We can go through an entire business process looking at the details and know who is working on it, what brand is going to be used and who the sponsor is.

There is also an entire approval process built in there. So, we can make sure all the right departments and business units are signing off. It was all built using Power Apps and the Common Data Service.

At 13:25, Charles shows us the Power App studio experience for this app. On the left-hand side in the studio, there are all the data sources. It uses dozens of data sources to get the job done. He picks a data source which is CDS-GtmEntries which is a custom connector built by the T-Mobile on top of APIs the developers already built. This allows them to go extend and get more information about go-to-market entries from inside the Power App studio using all the low-code they already used somewhere.

Build Connectors and APIs

From 14:17, Charles shows us how the professional developers in their team were able to build these connectors and APIs. He switches to Visual Studio and shows the GTM entries API using .net authored by T-Mobile. He tells us that they will need a way to host that API and their developers can call it by Azure API Management. Just by publishing this API, it will show up in Azure.

He then switches to the Azure portal and shows all the APIs registered to T-Mobile to look at or to use as needed. In there, we can also see the GTM entries API which we wanted to show up in Power Apps. We can edit, clone or delete these APIs and even export them to Power Apps and Power Automate. This API will then be right there in the Power Apps.
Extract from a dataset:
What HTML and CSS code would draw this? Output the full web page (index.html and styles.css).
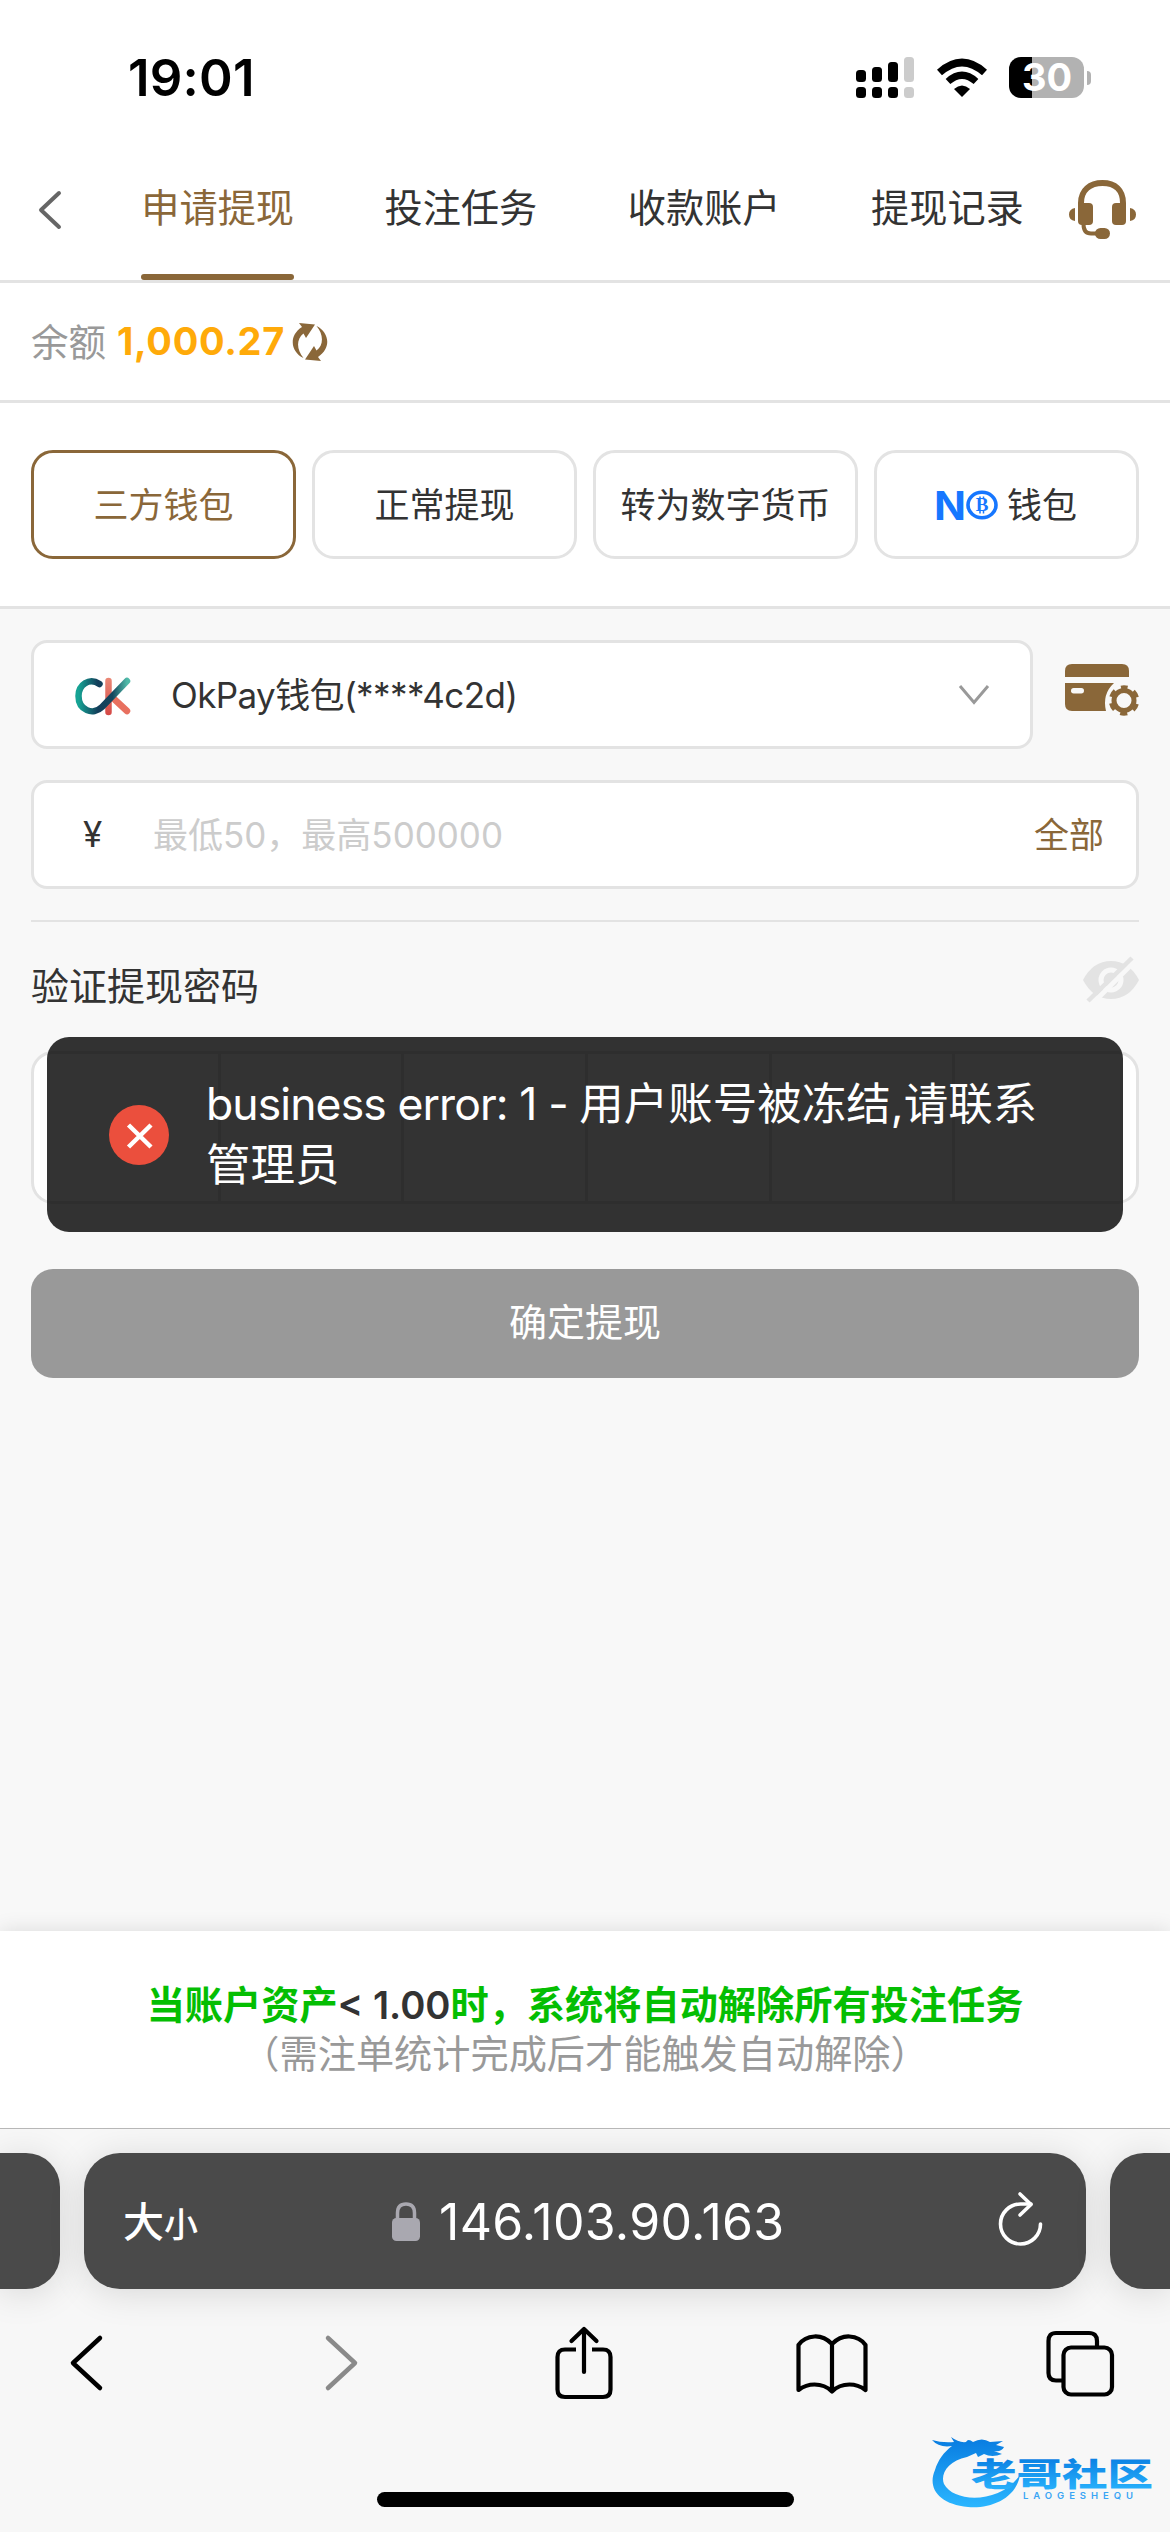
FILE: index.html
```html
<!DOCTYPE html>
<html lang="zh-CN">
<head>
    <meta charset="UTF-8">
    <meta name="viewport" content="width=device-width, initial-scale=1.0">
    <title>申请提现</title>
    <link rel="stylesheet" href="styles.css">
</head>
<body>

    <!-- 状态栏 -->
    <div class="status-bar">
        <span class="time">19:01</span>
        <div class="status-icons">
            <svg class="signal" width="59" height="42" viewBox="0 0 59 42">
                <rect x="0" y="13" width="10" height="12" rx="3.5"/>
                <rect x="16" y="10" width="10" height="15" rx="3.5"/>
                <rect x="32" y="5" width="10" height="20" rx="3.5"/>
                <rect x="48" y="0" width="10" height="25" rx="3.5" fill="#ccc"/>
                <rect x="0" y="30" width="10" height="11" rx="3.5"/>
                <rect x="16" y="30" width="10" height="11" rx="3.5"/>
                <rect x="32" y="30" width="10" height="11" rx="3.5"/>
                <rect x="48" y="30" width="10" height="11" rx="3.5" fill="#ccc"/>
            </svg>
            <svg class="wifi" width="52" height="42" viewBox="0 0 52 42">
                <path d="M3.5 15.5Q26-4.5 48.5 15.5" fill="none" stroke="#000" stroke-width="7.5"/>
                <path d="M12 24.5Q26 12 40 24.5" fill="none" stroke="#000" stroke-width="7"/>
                <path d="M18 32Q26 25 34 32L26 40Z"/>
            </svg>
            <div class="battery"><span>30</span></div>
            <div class="battery-tip"></div>
        </div>
    </div>

    <!-- 顶部导航 -->
    <div class="nav">
        <svg class="back" width="28" height="42" viewBox="0 0 28 42">
            <path d="M23 4L5 21L23 38" fill="none" stroke="#666" stroke-width="4" stroke-linecap="round" stroke-linejoin="round"/>
        </svg>
        <div class="tabs">
            <div class="tab active"><span>申请提现</span></div>
            <div class="tab"><span>投注任务</span></div>
            <div class="tab"><span>收款账户</span></div>
            <div class="tab"><span>提现记录</span></div>
        </div>
        <svg class="headset" width="67" height="60" viewBox="0 0 67 60" fill="#8a6739">
            <path d="M12 26V23C12 10 21 3 33.5 3S54 10 54 23V26" fill="none" stroke="#8a6739" stroke-width="6"/>
            <path d="M9 23H20Q24 23 24 27V41Q24 45 20 45H13Q9 45 9 41Z"/>
            <path d="M57 23H47Q43 23 43 27V41Q43 45 47 45H53Q57 45 57 41Z"/>
            <path d="M6 28V41Q0 40 0 34.5T6 28ZM61 28V41Q67 40 67 34.5T61 28Z"/>
            <path d="M14.5 44Q14.5 53.5 22 53.5H30" fill="none" stroke="#8a6739" stroke-width="4"/>
            <rect x="26" y="48" width="15" height="11" rx="5.5"/>
        </svg>
    </div>

    <!-- 余额 -->
    <div class="balance">
        <span class="balance-label">余额</span>
        <strong>1,000.27</strong>
        <svg width="36" height="38" viewBox="0 0 36 38" fill="#8a6739">
            <path d="M7 0L23 1.5L14 15L11.5 10.500C4 16 4.500 27 11.500 35C-1 29-4 13 10 4Z"/>
            <path d="M29 38L13 36.500L22 23L24.500 27.500C32 22 31.500 11 24.500 3C37 9 40 25 26 34Z"/>
        </svg>
    </div>

    <!-- 提现方式 -->
    <div class="methods">
        <div class="method selected"><span>三方钱包</span></div>
        <div class="method"><span>正常提现</span></div>
        <div class="method"><span>转为数字货币</span></div>
        <div class="method">
            <svg class="no-logo" width="62" height="30" viewBox="0 0 62 30">
                <text x="-2" y="29.500" class="no-letter" textLength="32" lengthAdjust="spacingAndGlyphs">N</text>
                <ellipse cx="46" cy="15" rx="14" ry="12.700" fill="none" stroke="#1677ff" stroke-width="3.600"/>
                <text x="46" y="21" class="no-coin">B</text>
                <path d="M44 6.500V9M47.500 6.500V9M44 21V23.500M47.500 21V23.500" stroke="#1677ff" stroke-width="1.500"/>
            </svg>
            <span>钱包</span>
        </div>
    </div>

    <!-- 提现表单 -->
    <div class="form">
        <div class="wallet-row">
            <div class="field wallet">
                <svg class="ck-logo" width="56" height="42" viewBox="0 0 56 42" fill="none" stroke-width="6.5" stroke-linecap="round">
                    <defs>
                        <linearGradient id="ckTeal" x1="0" y1="0" x2="1" y2="0">
                            <stop offset="0" stop-color="#16a394"/>
                            <stop offset=".4" stop-color="#123e5a"/>
                            <stop offset=".7" stop-color="#14465d"/>
                            <stop offset="1" stop-color="#4fb9a8"/>
                        </linearGradient>
                        <linearGradient id="ckRed" gradientUnits="userSpaceOnUse" x1="0" y1="3" x2="0" y2="38">
                            <stop offset="0" stop-color="#ea8674"/>
                            <stop offset="1" stop-color="#d54a47"/>
                        </linearGradient>
                    </defs>
                    <path d="M33.500 5V36" stroke="url(#ckRed)"/>
                    <path d="M38 22L52 35" stroke="#e8705f"/>
                    <path d="M24.500 8C14 1 3.500 9 3.500 20C3.500 34 18 40 27 31L52 5" stroke="url(#ckTeal)"/>
                </svg>
                <span class="wallet-name">OkPay钱包(****4c2d)</span>
                <svg class="chevron" width="32" height="22" viewBox="0 0 32 22">
                    <path d="M2 2L16 18.5L30 2" fill="none" stroke="#999" stroke-width="3"/>
                </svg>
            </div>
            <svg class="card-setting" width="74" height="54" viewBox="0 0 74 54">
                <path d="M0 14V8Q0 1 7 1H57Q64 1 64 8V14Z" fill="#8a6739"/>
                <path d="M0 20H49Q37 31 41 48H7Q0 48 0 41Z" fill="#8a6739"/>
                <rect x="6" y="25" width="13" height="5.5" rx="2.7" fill="#f8f8f8"/>
                <circle cx="59" cy="37.5" r="10" fill="none" stroke="#8a6739" stroke-width="5"/>
                <circle cx="59" cy="37.5" r="13" fill="none" stroke="#8a6739" stroke-width="4.5" stroke-dasharray="7 6.614" stroke-dashoffset="3.5" transform="rotate(-90 59 37.5)"/>
            </svg>
        </div>

        <div class="field amount">
            <span class="yen">¥</span>
            <span class="placeholder">最低50，最高500000</span>
            <span class="all">全部</span>
        </div>

        <div class="divider"></div>

        <div class="pwd-title">
            <span>验证提现密码</span>
            <svg width="56" height="48" viewBox="0 0 56 48">
                <path d="M0 24Q10 5 28 5T56 24Q46 43 28 43T0 24Z" fill="#e3e3e3"/>
                <circle cx="28" cy="24" r="10" fill="#e3e3e3" stroke="#f8f8f8" stroke-width="5"/>
                <path d="M9 48L52 5" stroke="#f8f8f8" stroke-width="5"/>
                <path d="M5 45L49 2" stroke="#e3e3e3" stroke-width="4.5"/>
            </svg>
        </div>

        <div class="pwd-wrap">
            <div class="pwd-box">
                <i></i><i></i><i></i><i></i><i></i><i></i>
            </div>
            <!-- 错误提示 -->
            <div class="toast">
                <svg width="60" height="60" viewBox="0 0 60 60">
                    <circle cx="30" cy="30" r="30" fill="#eb4f3d"/>
                    <path d="M19.5 20L42 42M42 20L19.5 42" stroke="#fff" stroke-width="4.5"/>
                </svg>
                <p><span class="code">business error: 1 - </span>用户账号被冻结,请联系<br>管理员</p>
            </div>
        </div>

        <button class="submit"><span>确定提现</span></button>
    </div>

    <!-- 底部说明 -->
    <div class="notice">
        <p class="notice-main">当账户资产<b>&lt; 1.00</b>时，系统将自动解除所有投注任务</p>
        <p class="notice-sub">（需注单统计完成后才能触发自动解除）</p>
    </div>

    <!-- 浏览器工具栏 -->
    <div class="browser">
        <div class="address-row">
            <div class="side-tab left"></div>
            <div class="address">
                <div class="text-size">大<small>小</small></div>
                <div class="url">
                    <svg width="28" height="40" viewBox="0 0 28 40">
                        <path d="M5.5 17V11Q5.5 2 14 2T22.5 11V17" fill="none" stroke="#a9a8b0" stroke-width="3.5"/>
                        <rect x="0" y="16" width="28" height="23" rx="4.5" fill="#a9a8b0"/>
                    </svg>
                    <span>146.103.90.163</span>
                </div>
                <svg class="reload" width="46" height="56" viewBox="0 0 46 56" fill="none" stroke="#fff" stroke-width="3.6" stroke-linecap="round" stroke-linejoin="round">
                    <path d="M42.5 33A20 20 0 1 1 22.5 13H33"/>
                    <path d="M22 3L33 13.5L22 24"/>
                </svg>
            </div>
            <div class="side-tab right"></div>
        </div>

        <div class="toolbar">
            <svg width="72" height="76" viewBox="0 0 72 76" fill="none" stroke="#000" stroke-width="4.5" stroke-linecap="round" stroke-linejoin="round">
                <path d="M49 14L22 39L49 64"/>
            </svg>
            <svg width="72" height="76" viewBox="0 0 72 76" fill="none" stroke="#8a8a8a" stroke-width="4.5" stroke-linecap="round" stroke-linejoin="round">
                <path d="M29 14L56 39L29 64"/>
            </svg>
            <svg width="72" height="76" viewBox="-7 0 72 76" fill="none" stroke="#000" stroke-width="4.2" stroke-linecap="round" stroke-linejoin="round">
                <path d="M21 25.500H10Q2.500 25.500 2.500 33V65.500Q2.500 73 10 73H48Q55.500 73 55.500 65.500V33Q55.500 25.500 48 25.500H37" stroke-linecap="butt"/>
                <path d="M29 48V5M16.500 17L29 5L41.500 17"/>
            </svg>
            <svg width="72" height="76" viewBox="0 -1 72 76" fill="none" stroke="#000" stroke-width="4.2" stroke-linecap="round" stroke-linejoin="round">
                <path d="M36 19Q28 11 18.500 11.500Q8 12 2.500 20V65Q10 59.500 18.500 59.500Q29 59.500 36 66.500Q43 59.500 53.500 59.500Q62 59.500 69.500 65V20Q64 12 53.500 11.500Q44 11 36 19ZM36 19V66"/>
            </svg>
            <svg width="72" height="76" viewBox="-2 -1 72 76" fill="none" stroke="#000" stroke-width="4.2">
                <path d="M51 22V16Q51 8 43 8H10Q2.500 8 2.500 16V48Q2.500 55.500 10 55.500H16"/>
                <rect x="17.500" y="22.500" width="48.500" height="47" rx="7.500"/>
            </svg>
        </div>

        <div class="home-indicator"></div>

        <svg class="watermark" width="226" height="80" viewBox="0 0 226 80">
            <defs>
                <linearGradient id="wmBlue" x1="0" y1="0" x2="0" y2="1">
                    <stop offset="0" stop-color="#087be0"/>
                    <stop offset="1" stop-color="#2bb6ff"/>
                </linearGradient>
            </defs>
            <path d="M2 10Q12 13 24 12L21 7Q29 13 36 12Q38 8 43 12Q52 7 60 12L73 11L66 15L74 17Q72 22 64 21L72 24Q62 28 54 24L48 27L46 23L37 27C18 31 10 44 14 54C24 73 70 74 90 45C86 69 60 79 38 77C9 74-3 58 5 40C8 30 14 22 22 16Q9 18 2 10Z" fill="url(#wmBlue)"/>
            <text x="41" y="55.500" class="wm-name" textLength="182" lengthAdjust="spacingAndGlyphs" fill="url(#wmBlue)">老哥社区</text>
            <text x="93" y="69" class="wm-latin" textLength="110">LAOGESHEQU</text>
        </svg>
    </div>

</body>
</html>
```

FILE: styles.css
```css
:root {
    --gold: #8a6739;
    --line: #e3e3e3;
    --text: #333;
    --gray: #999;
    --bg: #f8f8f8;
}

* {
    margin: 0;
    padding: 0;
    box-sizing: border-box;
}

body {
    width: 1170px;
    height: 2532px;
    overflow: hidden;
    display: flex;
    flex-direction: column;
    font-family: Inter, "Noto Sans CJK SC", sans-serif;
    color: var(--text);
    background: var(--bg);
}

svg {
    display: block;
    flex-shrink: 0;
}

/* 状态栏 */
.status-bar {
    height: 140px;
    flex-shrink: 0;
    padding: 0 79px 0 128px;
    display: flex;
    justify-content: space-between;
    background: #fff;
    color: #000;
}

.time {
    margin-top: 48px;
    font-size: 51px;
    line-height: 60px;
    font-weight: 600;
    letter-spacing: 0.2px;
}

.status-icons {
    display: flex;
    margin-top: 57px;
    height: 42px;
}

.wifi {
    margin: 0 21px;
}

.battery {
    width: 75px;
    height: 41px;
    border-radius: 12px;
    background: linear-gradient(to right, #000 23px, #b2b2b2 23px);
    color: #fff;
    font-size: 38px;
    line-height: 41px;
    font-weight: 700;
    text-align: center;
    padding-left: 1px;
}

.battery-tip {
    width: 4px;
    height: 14px;
    margin: 14px 0 0 3px;
    border-radius: 0 7px 7px 0;
    background: #b2b2b2;
}

/* 导航 */
.nav {
    height: 143px;
    flex-shrink: 0;
    display: flex;
    align-items: flex-start;
    background: #fff;
    border-bottom: 3px solid var(--line);
}

.back {
    margin: 49px 32px 0 36px;
}

.tabs {
    width: 973px;
    height: 140px;
    display: grid;
    grid-template-columns: repeat(4, 1fr);
}

.tab {
    display: flex;
    justify-content: center;
    font-size: 38.2px;
    line-height: 134px;
}

.tab span {
    height: 140px;
    padding-top: 1px;
}

.tab.active span {
    color: var(--gold);
}

.tab.active span::after {
    content: "";
    display: block;
    height: 6px;
    margin-top: -1px;
    border-radius: 3px;
    background: var(--gold);
}

.headset {
    margin-top: 40px;
}

/* 余额 */
.balance {
    height: 120px;
    flex-shrink: 0;
    display: flex;
    align-items: center;
    padding: 0 31px;
    background: #fff;
    border-bottom: 3px solid var(--line);
    font-size: 37.5px;
}

.balance-label {
    color: var(--gray);
    width: 86px;
    padding-bottom: 5px;
}

.balance strong {
    width: 175px;
    padding-bottom: 2px;
    color: #ffaa09;
    font-weight: 650;
    font-size: 38px;
    letter-spacing: 0.7px;
}

/* 提现方式 */
.methods {
    height: 206px;
    flex-shrink: 0;
    padding: 47px 31px 0;
    display: grid;
    grid-template-columns: repeat(4, 1fr);
    gap: 16px;
    background: #fff;
    border-bottom: 3px solid var(--line);
}

.method {
    height: 109px;
    border: 3px solid var(--line);
    border-radius: 22px;
    display: flex;
    align-items: center;
    justify-content: center;
    gap: 9px;
    font-size: 35px;
    white-space: nowrap;
}

.method span {
    padding-bottom: 4px;
}

.method.selected {
    border-color: var(--gold);
    color: var(--gold);
}

.no-logo {
    overflow: visible;
}

.no-letter {
    font-size: 40px;
    font-weight: 700;
    fill: #1677ff;
}

.no-coin {
    font-family: "Liberation Serif", serif;
    font-size: 19px;
    font-weight: 700;
    fill: #1677ff;
    text-anchor: middle;
}

/* 表单 */
.form {
    flex: 1;
    padding: 31px 31px 0;
}

.field {
    height: 109px;
    display: flex;
    align-items: center;
    background: #fff;
    border: 3px solid var(--line);
    border-radius: 16px;
    font-size: 35px;
}

.wallet-row {
    display: flex;
    justify-content: space-between;
}

.wallet {
    width: 1002px;
    padding: 0 40px 0 41px;
}

.ck-logo {
    margin-top: 4px;
}

.wallet-name {
    margin-left: 40px;
    padding-bottom: 5px;
    flex: 1;
    letter-spacing: -0.6px;
}

.card-setting {
    margin-top: 23px;
}

.amount {
    margin-top: 31px;
    padding: 0 32px 0 49px;
}

.yen {
    width: 70px;
    padding-bottom: 2px;
    color: var(--text);
}

.placeholder {
    flex: 1;
    padding-bottom: 4px;
    color: #ccc;
}

.all {
    padding-bottom: 4px;
    color: var(--gold);
}

.divider {
    height: 2px;
    margin-top: 31px;
    background: var(--line);
}

.pwd-title {
    height: 129px;
    padding-top: 34px;
    display: flex;
    justify-content: space-between;
    font-size: 38px;
    line-height: 60px;
}

.pwd-wrap {
    position: relative;
}

.pwd-box {
    height: 153px;
    display: grid;
    grid-template-columns: repeat(6, 1fr);
    background: #fff;
    border: 3px solid var(--line);
    border-radius: 22px;
}

.pwd-box i + i {
    border-left: 3px solid var(--line);
}

.toast {
    position: absolute;
    top: -14px;
    left: 16px;
    right: 16px;
    height: 195px;
    padding-left: 62px;
    display: flex;
    align-items: center;
    gap: 37px;
    border-radius: 22px;
    background: rgba(0, 0, 0, 0.8);
    color: #fff;
    font-size: 44.5px;
    line-height: 61px;
}

.toast .code {
    letter-spacing: -0.9px;
}

.submit {
    display: block;
    width: 100%;
    height: 109px;
    margin-top: 65px;
    padding-bottom: 8px;
    border: none;
    border-radius: 22px;
    background: #999;
    color: #fff;
    font-family: inherit;
    font-size: 38px;
}

/* 底部说明 */
.notice {
    height: 197px;
    flex-shrink: 0;
    padding-top: 50px;
    text-align: center;
    font-size: 38.2px;
    line-height: 49px;
    background: #fff;
    box-shadow: 0 0 20px rgba(0, 0, 0, 0.12);
    white-space: nowrap;
}

.notice-main {
    color: #04be02;
    font-weight: 600;
}

.notice-main b {
    font-weight: 600;
    color: var(--text);
}

.notice-sub {
    color: var(--gray);
}

/* 浏览器 */
.browser {
    position: relative;
    height: 404px;
    flex-shrink: 0;
    border-top: 1px solid #b8b8b8;
    background: #f7f7f7;
}

.address-row {
    display: flex;
    justify-content: space-between;
    padding-top: 24px;
}

.side-tab,
.address {
    height: 136px;
    background: #4a4a4a;
    box-shadow: 0 4px 36px rgba(0, 0, 0, 0.13);
}

.side-tab {
    width: 60px;
}

.side-tab.left {
    border-radius: 0 34px 34px 0;
}

.side-tab.right {
    border-radius: 34px 0 0 34px;
}

.address {
    width: 1002px;
    padding: 0 42px 0 39px;
    border-radius: 36px;
    display: flex;
    align-items: center;
    color: #fff;
}

.text-size {
    width: 269px;
    padding-bottom: 4px;
    font-size: 41px;
    font-weight: 500;
    white-space: nowrap;
}

.text-size small {
    font-size: 34px;
}

.url {
    flex: 1;
    display: flex;
    align-items: center;
    gap: 19px;
    padding-top: 1px;
    font-size: 50px;
    letter-spacing: 0.3px;
}

.reload {
    margin-top: -4px;
}

.toolbar {
    display: flex;
    justify-content: space-between;
    padding: 35px 54px 0 51px;
}

.home-indicator {
    width: 417px;
    height: 15px;
    margin: 92px auto 0;
    border-radius: 8px;
    background: #000;
}

.watermark {
    position: absolute;
    right: 14px;
    bottom: 22px;
}

.wm-name {
    font-size: 32px;
    font-weight: 900;
}

.wm-latin {
    font-size: 9.5px;
    font-weight: 600;
    fill: #3aa5f5;
}
```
From 16:30, Charles also adds that if we want to extend and enrich the front end to build custom controls or enrich the back end with using custom connectors. In Power Apps, we are never short of anything whether we are a low-code or a pro developers. We always have what we need to build powerful applications.

How to Get Started

From 17:05, Charles guides us that how can we get started if we are new to Power Apps. We only have to go to the poweplatform.microsoft.com, signup there and we will have our first app built and running in just a couple of hours.